Like so many cars nowadays, the Regal GS doesn’t come cheap. A base GS costs $39,990 including destination, but our example came in at a stiff $44,110 thanks to a number of options.
The $945 Sights and Sounds Package added navigation, a Bose sound system, and HD radio to the 8-inch touchscreen infotainment system while the small moonroof cost $1,000. The Appearance Package adds wireless charging and LED lights that can “look” around corners and level themselves, all for $485, but the most expensive option was the $1,690 Driver Confidence Package #2 that throws all of the driver aids save for the backup camera into a single option.
Coming in just under $50k, our Regal GS has a price tag that puts it on the doorstep of luxury car territory. But that’s only one way to look at it. Another way is to say that GM realizes what the Regal GS is actually worth, since a solid argument can actually be made for its price. The fact it was an argument we were more willing to make at the end of our week with the GS was the biggest surprise.
We’ll admit it, the Regal GS grew on us, just not for the tire squeal-hungry or historical reasons we expected it to. It doesn’t just look good and feel upscale, it offers a fantastic driving experience that’s comfortable but also capable—as long as you don’t actually try to lean hard on that promise and try to find out how far “capable” goes.

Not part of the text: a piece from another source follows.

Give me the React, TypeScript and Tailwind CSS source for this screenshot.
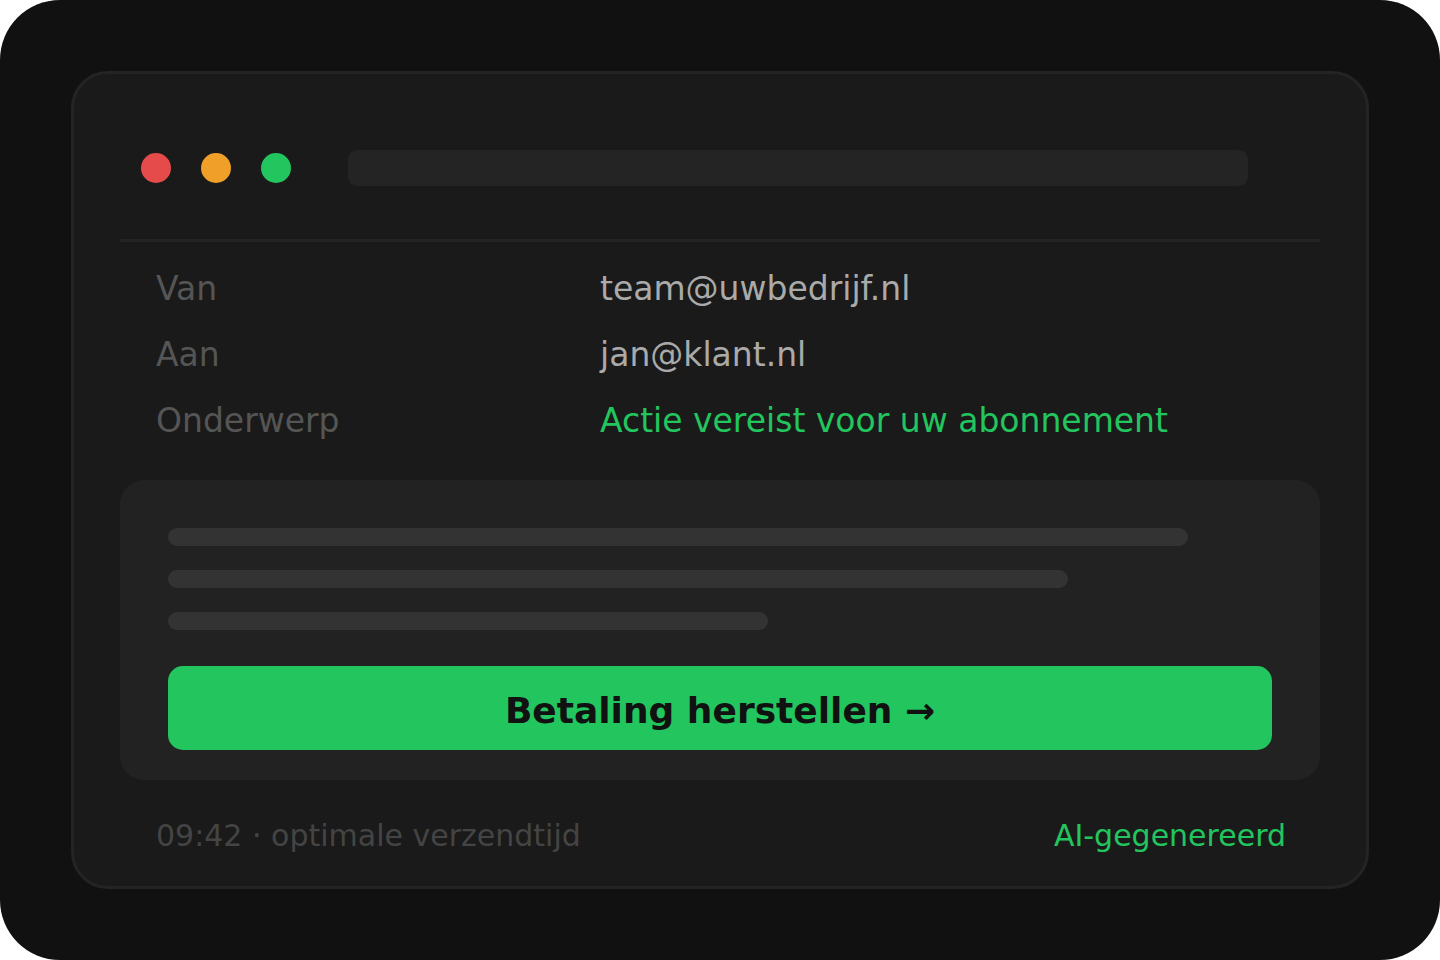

Like a luxury car, the GS absorbs harsh city environments well and cruises through urban sprawl like an extension of one's thoughts, but the best thing about the Regal is that this is a car that makes you want to keep driving it. Like a good portion of Cadillac’s lineup, not many people will find out what that feels like firsthand, but that’s okay. Isn’t keeping secrets what niche-filling vehicles are all about?